What you need to know
- Bing is the biggest search competitor next to Google, despite having only roughly 7% of the market.
- This past year, Microsoft’s big Bing partnership with OpenAI spooked Google investors to the point its stock price decreased.
- Despite the hype over the past year, Bing’s search market share actually decreased year over year, according to share tracker StatCounter.
I am an unashamed Bing user (okay, maybe slightly ashamed) — those Microsoft Rewards are just so damn good. Sadly for Microsoft, though, the general populace doesn’t seem to care.
Microsoft created something of a hype train at the start of 2023, as its partnership with OpenAI began to bear fruit. Microsoft has baked ChatGPT’s human-like response chatbot into virtually all its products, with code support AI in Github to generative pictures in Microsoft Paint. The tip of the hype train revolved around Bing, however, which is Microsoft’s under-loved and underutilized search platform.
Using Bing and Windows Copilot (which is essentially just Bing), you can ask it to
steal repurpose content from across the web in a single place. By stealing repurposing content from websites like Windows Central, Bing promised to save users time by eliminating the need to actually click through and support the websites Bing is stealing repurposing content from. However, the promise hasn’t really lived up to reality. Bing is oftentimes just slower than simply clicking through to the website, and has a tendency to either censor or garble the information it’s trying to steal repurpose. Too often I’ve found myself simply giving up on Bing, since it’s often just quicker to go to the source. Perhaps other users are feeling similarly.
According to search volume tracker Stat Counter, Bing’s market share actually decreased half a percent year-over-year in the United States, from 7.4% to 6.9%, Google’s share increased to 88% up from 86.7% last year, taking a little bit of search volume from virtually every other noticeable player. Microsoft Edge stole 1% of Google’s Chrome web browser share, however, although it’s still a drop in the ocean at just under 5.5% market share. So it’s not all bad news, right?!

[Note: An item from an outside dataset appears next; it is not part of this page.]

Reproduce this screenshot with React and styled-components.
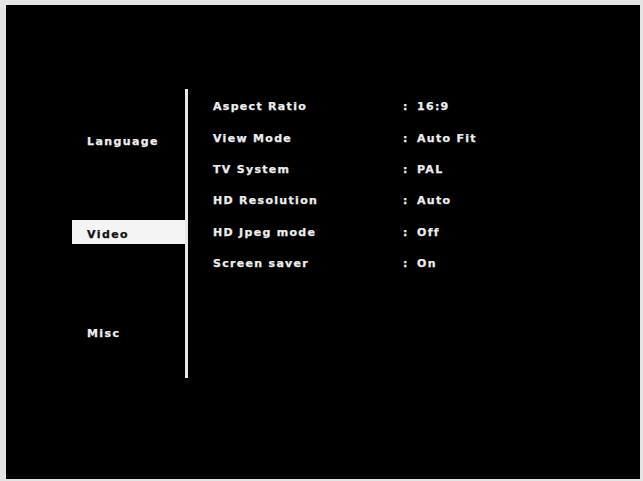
import React from 'react';
import styled, { createGlobalStyle } from 'styled-components';

const GlobalStyle = createGlobalStyle`
  html, body {
    margin: 0;
    padding: 0;
    background: #e4e4e4;
  }
  body {
    font-family: "DejaVu Sans", "Liberation Sans", sans-serif;
  }
`;

const menuItems = [
  { label: 'Language', active: false, space: 38 },
  { label: 'Video', active: true, space: 69 },
  { label: 'Misc', active: false, space: 75 },
];

const settings = [
  { name: 'Aspect Ratio', value: '16:9' },
  { name: 'View Mode', value: 'Auto Fit' },
  { name: 'TV System', value: 'PAL' },
  { name: 'HD Resolution', value: 'Auto' },
  { name: 'HD Jpeg mode', value: 'Off' },
  { name: 'Screen saver', value: 'On' },
];

const App = () => {
  return (
    <>
      <GlobalStyle />
      <Screen>
        <Body>
          <Menu>
            {menuItems.map((item) => (
              <MenuItem key={item.label} $active={item.active} $space={item.space}>
                {item.label}
              </MenuItem>
            ))}
          </Menu>
          <Divider />
          <Settings>
            {settings.map((s) => (
              <Row key={s.name}>
                <Name>{s.name}</Name>
                <Colon>:</Colon>
                <Value>{s.value}</Value>
              </Row>
            ))}
          </Settings>
        </Body>
      </Screen>
    </>
  );
};

const Screen = styled.div`
  margin: 5px 0 0 6px;
  width: 634px;
  height: 474px;
  background: #000;
  overflow: hidden;
`;

const Body = styled.div`
  display: flex;
  align-items: flex-start;
  padding: 84px 0 0 66px;
`;

const Menu = styled.div`
  width: 113px;
  display: flex;
  flex-direction: column;
`;

const MenuItem = styled.div`
  margin-top: ${(p) => p.$space}px;
  height: 21px;
  padding: 3px 0 0 15px;
  line-height: 24px;
  font-size: 11px;
  font-weight: bold;
  letter-spacing: 1.4px;
  -webkit-text-stroke: 0.25px currentColor;
  color: ${(p) => (p.$active ? '#111' : '#eee')};
  background: ${(p) => (p.$active ? '#f4f4f4' : 'transparent')};
`;

const Divider = styled.div`
  width: 3px;
  height: 289px;
  background: #e8e8e8;
`;

const Settings = styled.div`
  padding: 2px 0 0 25px;
  display: flex;
  flex-direction: column;
`;

const Row = styled.div`
  display: flex;
  height: 31.4px;
  align-items: center;
  font-size: 11px;
  font-weight: bold;
  letter-spacing: 1.3px;
  -webkit-text-stroke: 0.25px currentColor;
  color: #eee;
`;

const Name = styled.span`
  width: 190px;
`;

const Colon = styled.span`
  width: 14px;
`;

const Value = styled.span``;

export default App;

These stats are relatively tiny and are likely within the margins for error, but so far, it doesn’t seem like OpenAI is proving the disruptor Microsoft likely hoped it would be. It is, however, costing hundreds of thousands of dollars per day to run. So, there is that.
Does Bing have a prayer?
The reality is that you could call these stats effectively flat, but to actually lose market share despite the massive ChatGPT hype injection isn’t exactly encouraging. You could say it’s still pretty early days in the world of generative AI, however. Bing and Windows Copilot have their uses, even if web search isn’t necessarily one of them.
Related: How to get started with Bing Chat
Google is currently embroiled in a massive anti-trust case in the United States, where regulators are arguing that it has abused its search monopoly to favor its own products, among other things. Microsoft has testified in the case, which saw CEO Satya Nadella effectively concede it was impossible to dent Google’s market share. Google pays companies like Firefox, Apple, and Samsung billions of dollars to maintain its “default search” position on pre-installed browsers and apps, making it difficult for competitors to acquire the data necessary to improve search result relevancy. It’s certainly possible that this court case could end up having more benefits for Bing and search competition than generative AI ever could, but the US FTC doesn’t enjoy the kind of legislative powers that EU or UK regulators do.
In any case, with Google’s own “Bard” AI catching up to Bing’s content
theft repurposing algorithms quite rapidly, any chance that Bing had to dent Google’s market share seems to have slipped away. Perhaps Microsoft should consult Bing AI on how to improve the desirability of its products.